Rows from a dataset of pages and code:
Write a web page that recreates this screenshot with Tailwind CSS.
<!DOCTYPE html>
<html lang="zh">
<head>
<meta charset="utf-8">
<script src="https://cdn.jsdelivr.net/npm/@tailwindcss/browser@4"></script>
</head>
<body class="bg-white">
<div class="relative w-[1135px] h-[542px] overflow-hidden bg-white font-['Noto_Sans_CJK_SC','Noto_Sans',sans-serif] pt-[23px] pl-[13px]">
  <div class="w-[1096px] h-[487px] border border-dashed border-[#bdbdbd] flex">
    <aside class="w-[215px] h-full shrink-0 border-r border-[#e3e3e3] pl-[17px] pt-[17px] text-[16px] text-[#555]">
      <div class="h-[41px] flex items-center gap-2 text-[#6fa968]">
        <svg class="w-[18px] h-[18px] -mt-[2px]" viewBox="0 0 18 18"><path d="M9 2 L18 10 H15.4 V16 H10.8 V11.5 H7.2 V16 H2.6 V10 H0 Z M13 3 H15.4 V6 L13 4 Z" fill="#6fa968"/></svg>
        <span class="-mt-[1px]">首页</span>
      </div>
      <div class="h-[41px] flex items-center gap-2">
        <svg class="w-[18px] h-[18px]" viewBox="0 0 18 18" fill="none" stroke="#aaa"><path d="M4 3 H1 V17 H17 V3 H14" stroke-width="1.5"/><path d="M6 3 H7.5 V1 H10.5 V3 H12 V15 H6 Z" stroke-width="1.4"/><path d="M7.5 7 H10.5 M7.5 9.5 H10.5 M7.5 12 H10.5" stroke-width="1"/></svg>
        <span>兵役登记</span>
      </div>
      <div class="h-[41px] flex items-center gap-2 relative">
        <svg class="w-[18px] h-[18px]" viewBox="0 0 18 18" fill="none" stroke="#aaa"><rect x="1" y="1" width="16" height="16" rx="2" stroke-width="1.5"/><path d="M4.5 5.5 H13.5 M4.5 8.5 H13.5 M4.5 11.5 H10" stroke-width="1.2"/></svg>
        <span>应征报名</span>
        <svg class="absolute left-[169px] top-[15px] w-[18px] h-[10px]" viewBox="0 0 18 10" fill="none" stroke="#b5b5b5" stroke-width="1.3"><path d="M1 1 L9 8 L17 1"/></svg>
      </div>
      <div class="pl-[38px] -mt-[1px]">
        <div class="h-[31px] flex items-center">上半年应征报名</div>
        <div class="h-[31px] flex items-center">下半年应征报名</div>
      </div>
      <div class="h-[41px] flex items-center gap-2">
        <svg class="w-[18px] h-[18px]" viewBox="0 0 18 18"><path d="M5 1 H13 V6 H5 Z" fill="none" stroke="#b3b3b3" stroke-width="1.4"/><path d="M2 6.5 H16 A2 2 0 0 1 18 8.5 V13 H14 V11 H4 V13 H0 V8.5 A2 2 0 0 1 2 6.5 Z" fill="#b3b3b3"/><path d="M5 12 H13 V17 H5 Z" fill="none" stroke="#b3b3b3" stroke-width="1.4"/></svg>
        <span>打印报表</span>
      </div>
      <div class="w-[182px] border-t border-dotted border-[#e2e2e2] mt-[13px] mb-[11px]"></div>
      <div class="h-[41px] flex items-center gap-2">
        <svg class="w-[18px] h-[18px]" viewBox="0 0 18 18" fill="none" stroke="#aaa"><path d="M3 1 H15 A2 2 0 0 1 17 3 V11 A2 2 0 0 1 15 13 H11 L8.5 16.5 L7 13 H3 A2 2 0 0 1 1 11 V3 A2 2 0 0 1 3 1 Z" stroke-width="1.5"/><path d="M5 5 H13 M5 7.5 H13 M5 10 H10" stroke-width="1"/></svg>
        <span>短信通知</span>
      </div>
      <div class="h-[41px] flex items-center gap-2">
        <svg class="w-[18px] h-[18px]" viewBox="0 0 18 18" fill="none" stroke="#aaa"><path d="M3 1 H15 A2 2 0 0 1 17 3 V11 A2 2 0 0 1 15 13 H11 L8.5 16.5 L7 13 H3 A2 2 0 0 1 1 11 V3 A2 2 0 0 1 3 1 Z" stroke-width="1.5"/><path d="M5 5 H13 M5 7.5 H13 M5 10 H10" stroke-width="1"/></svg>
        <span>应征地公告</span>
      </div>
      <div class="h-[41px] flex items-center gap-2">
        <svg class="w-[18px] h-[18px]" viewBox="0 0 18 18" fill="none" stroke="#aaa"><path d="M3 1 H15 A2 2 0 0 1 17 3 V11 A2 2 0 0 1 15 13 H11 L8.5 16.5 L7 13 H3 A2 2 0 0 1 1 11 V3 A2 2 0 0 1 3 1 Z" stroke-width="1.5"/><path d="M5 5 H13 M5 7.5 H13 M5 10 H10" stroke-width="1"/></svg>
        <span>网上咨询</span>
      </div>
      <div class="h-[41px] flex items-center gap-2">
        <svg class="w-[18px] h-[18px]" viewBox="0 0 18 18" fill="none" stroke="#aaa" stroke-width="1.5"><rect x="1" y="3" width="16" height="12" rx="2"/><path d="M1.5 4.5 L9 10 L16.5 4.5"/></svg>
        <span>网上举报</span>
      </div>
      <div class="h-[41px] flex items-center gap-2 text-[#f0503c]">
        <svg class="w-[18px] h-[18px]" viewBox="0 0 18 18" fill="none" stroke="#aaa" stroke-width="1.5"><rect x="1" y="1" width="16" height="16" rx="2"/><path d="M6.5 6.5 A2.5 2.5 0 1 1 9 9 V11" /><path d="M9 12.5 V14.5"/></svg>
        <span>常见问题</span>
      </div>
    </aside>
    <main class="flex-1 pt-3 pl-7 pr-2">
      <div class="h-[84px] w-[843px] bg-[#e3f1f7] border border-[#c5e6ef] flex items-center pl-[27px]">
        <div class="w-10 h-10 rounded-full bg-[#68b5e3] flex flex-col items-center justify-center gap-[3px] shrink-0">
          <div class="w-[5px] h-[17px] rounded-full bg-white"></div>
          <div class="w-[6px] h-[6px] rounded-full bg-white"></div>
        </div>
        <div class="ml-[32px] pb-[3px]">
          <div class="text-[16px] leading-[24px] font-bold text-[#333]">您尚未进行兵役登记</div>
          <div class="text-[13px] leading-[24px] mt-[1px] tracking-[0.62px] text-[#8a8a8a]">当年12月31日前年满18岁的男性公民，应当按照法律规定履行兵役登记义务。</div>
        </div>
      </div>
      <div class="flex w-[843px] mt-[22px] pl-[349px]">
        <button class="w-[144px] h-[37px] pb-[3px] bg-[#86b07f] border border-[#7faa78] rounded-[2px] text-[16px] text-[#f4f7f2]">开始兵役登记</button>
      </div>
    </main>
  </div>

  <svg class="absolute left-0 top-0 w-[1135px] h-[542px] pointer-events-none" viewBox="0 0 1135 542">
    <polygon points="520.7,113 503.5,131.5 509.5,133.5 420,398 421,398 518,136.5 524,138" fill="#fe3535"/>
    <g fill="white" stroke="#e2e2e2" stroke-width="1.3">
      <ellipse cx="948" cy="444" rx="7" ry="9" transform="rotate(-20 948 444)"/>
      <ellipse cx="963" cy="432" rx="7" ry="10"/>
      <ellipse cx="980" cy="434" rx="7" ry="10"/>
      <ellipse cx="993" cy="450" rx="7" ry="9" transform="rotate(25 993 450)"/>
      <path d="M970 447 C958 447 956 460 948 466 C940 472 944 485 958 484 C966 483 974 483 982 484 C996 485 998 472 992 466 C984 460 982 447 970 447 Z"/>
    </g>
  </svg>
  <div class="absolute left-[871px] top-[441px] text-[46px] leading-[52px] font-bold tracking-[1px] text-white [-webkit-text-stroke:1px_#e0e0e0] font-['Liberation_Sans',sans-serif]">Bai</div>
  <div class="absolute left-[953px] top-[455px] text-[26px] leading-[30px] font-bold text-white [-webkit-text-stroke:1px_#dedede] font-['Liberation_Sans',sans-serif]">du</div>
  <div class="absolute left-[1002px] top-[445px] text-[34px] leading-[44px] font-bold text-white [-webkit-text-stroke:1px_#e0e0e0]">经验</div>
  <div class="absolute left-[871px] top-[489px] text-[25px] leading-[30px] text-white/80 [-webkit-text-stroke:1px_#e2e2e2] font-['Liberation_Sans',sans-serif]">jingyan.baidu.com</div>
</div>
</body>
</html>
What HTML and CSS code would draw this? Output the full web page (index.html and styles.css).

### Aim of the task
Take every line from the data above that holds "this" and copy it out.

### Reply
Write a web page that recreates this screenshot with Tailwind CSS.
What HTML and CSS code would draw this? Output the full web page (index.html and styles.css).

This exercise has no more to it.